= Strategies of the War of the Pacific =

During the War of the Pacific, the theatre of war between 1879 and 1881 was a large expanse of desert, sparsely populated and far removed from major cities or resources; it is, however, close to the Pacific Ocean. It was clear from the beginning that control of the sea would be the key to an inevitably difficult desert war: supply by sea, including water, food, ammunition, horses, fodder and reinforcements, was quicker and easier than marching supplies through the desert or across the Bolivian high plateau.

While the Chilean Navy started an economic and military blockade of the Allies' ports such as Iquique, Peru took the initiative and utilized its smaller but effective navy as a raiding force. Chile was forced to delay the ground invasion for six months, and to shift its fleet from blockading to hunting Huascar until she was captured.

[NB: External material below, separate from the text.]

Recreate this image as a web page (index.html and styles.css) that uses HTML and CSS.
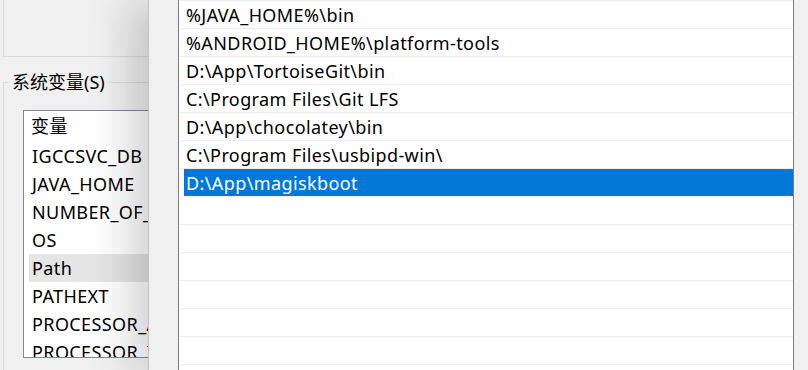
FILE: index.html
```html
<!DOCTYPE html>
<html lang="zh-CN">
<head>
    <meta charset="UTF-8">
    <title>编辑环境变量</title>
    <link rel="stylesheet" href="styles.css">
</head>
<body>
    <div class="env-window">
        <div class="group user-group"></div>
        <div class="group system-group">
            <div class="legend">系统变量(S)</div>
            <div class="var-list">
                <div class="var-header">变量</div>
                <div class="var-row">IGCCSVC_DB</div>
                <div class="var-row">JAVA_HOME</div>
                <div class="var-row">NUMBER_OF_PROCESSORS</div>
                <div class="var-row">OS</div>
                <div class="var-row active">Path</div>
                <div class="var-row">PATHEXT</div>
                <div class="var-row">PROCESSOR_ARCHITECTURE</div>
                <div class="var-row">PROCESSOR_IDENTIFIER</div>
            </div>
        </div>
    </div>

    <div class="edit-dialog">
        <div class="path-list">
            <div class="path-row"><span class="cell">%JAVA_HOME%\bin</span></div>
            <div class="path-row"><span class="cell">%ANDROID_HOME%\platform-tools</span></div>
            <div class="path-row"><span class="cell">D:\App\TortoiseGit\bin</span></div>
            <div class="path-row"><span class="cell">C:\Program Files\Git LFS</span></div>
            <div class="path-row"><span class="cell">D:\App\chocolatey\bin</span></div>
            <div class="path-row"><span class="cell">C:\Program Files\usbipd-win\</span></div>
            <div class="path-row selected"><span class="cell">D:\App\magiskboot</span></div>
            <div class="path-row"><span class="cell"></span></div>
            <div class="path-row"><span class="cell"></span></div>
            <div class="path-row"><span class="cell"></span></div>
            <div class="path-row"><span class="cell"></span></div>
            <div class="path-row"><span class="cell"></span></div>
            <div class="path-row"><span class="cell"></span></div>
            <div class="path-row"><span class="cell"></span></div>
        </div>
    </div>
</body>
</html>
```

FILE: styles.css
```css
body {
    margin: 0;
    width: 808px;
    height: 370px;
    overflow: hidden;
    display: flex;
    background: #f0f0f0;
    font-family: "Noto Sans", "Noto Sans CJK SC", sans-serif;
    font-size: 18px;
    letter-spacing: 0.4px;
    color: #000;
}
.env-window {
    width: 148px;
    flex-shrink: 0;
    overflow: hidden;
    background: #f0f0f0;
}
.group {
    margin-left: 3px;
    border-left: 1px solid #dcdcdc;
}
.user-group {
    height: 56px;
    border-bottom: 1px solid #dcdcdc;
}
.system-group {
    margin-top: 25px;
    border-top: 1px solid #dcdcdc;
    height: 320px;
}
.legend {
    display: inline-block;
    margin: -13px 0 0 4px;
    padding: 0 4px;
    background: #f0f0f0;
    line-height: 24px;
    height: 24px;
    vertical-align: top;
    letter-spacing: 0;
}
.var-list {
    margin: 3px 0 0 19px;
    width: 220px;
    height: 246px;
    background: #fff;
    border: 1px solid #828790;
    overflow: hidden;
}
.var-header {
    height: 31px;
    line-height: 31px;
    padding-left: 7px;
    white-space: nowrap;
}
.var-row {
    height: 28px;
    line-height: 28px;
    margin-left: 5px;
    padding-left: 3px;
    white-space: nowrap;
}
.var-row.active {
    background: #e5e5e5;
}
.edit-dialog {
    flex: 1;
    background: #f0f0f0;
    border-left: 1px solid #c4c4c4;
    padding-left: 29px;
    padding-right: 14px;
    box-shadow: -18px 0 40px rgba(0, 0, 0, 0.18);
}
.path-list {
    height: 370px;
    background: #fff;
    border-left: 1px solid #7a7f87;
    border-right: 1px solid #7a7f87;
    padding-left: 1px;
    overflow: hidden;
}
.path-row {
    height: 27px;
    border-top: 1px solid #ececec;
}
.path-row .cell {
    display: block;
    height: 27px;
    line-height: 28px;
    margin-left: 4px;
    padding-left: 2px;
    white-space: nowrap;
}
.path-row.selected .cell {
    background: #0078d7;
    color: #fff;
}
```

With the advantage of naval supremacy, Chilean ground strategy focused on mobility: landing ground forces in enemy territory in order to raid Allied ground assets; landing in strength to split and drive out defenders and leaving garrisons to guard territory as the war moved north. Peru and Bolivia fought a defensive war: maneuvering along long overland distances; relying where possible on land or coastal fortifications with gun batteries and minefields; coastal railways were available to Peru, and telegraph lines provided a direct line to the government in Lima. When retreating, Allied forces made sure that little if any assets remained to be used by the enemy.

Sea mobile forces proved to be, in the end, an advantage for desert warfare on a long coastline. Defenders found themselves hundreds of kilometers away from home; invading forces were usually a few kilometers away from the sea.

The occupation of Peru between 1881 and 1884 was a different story altogether. The war theatre was the Peruvian Sierra, where Peruvian resistance had easy access to population, resource and supply centres further from the sea; it could carry out a war of attrition indefinitely. The Chilean army (now turned into an occupation force) was split into small garrisons across the theatre and could devote only part of its strength to hunting down rebels without a central authority.

After a costly occupation and prolonged anti-insurgency campaign, Chile sought to achieve a political exit strategy. Rifts within Peruvian society provided such an opportunity after the Battle of Huamachuco, and resulted in the peace treaty that ended the occupation.

According to "Chinese Migration into Latin America – Diaspora or Sojourns in Peru?" some Chinese supported the Chilean army against their plantation owners.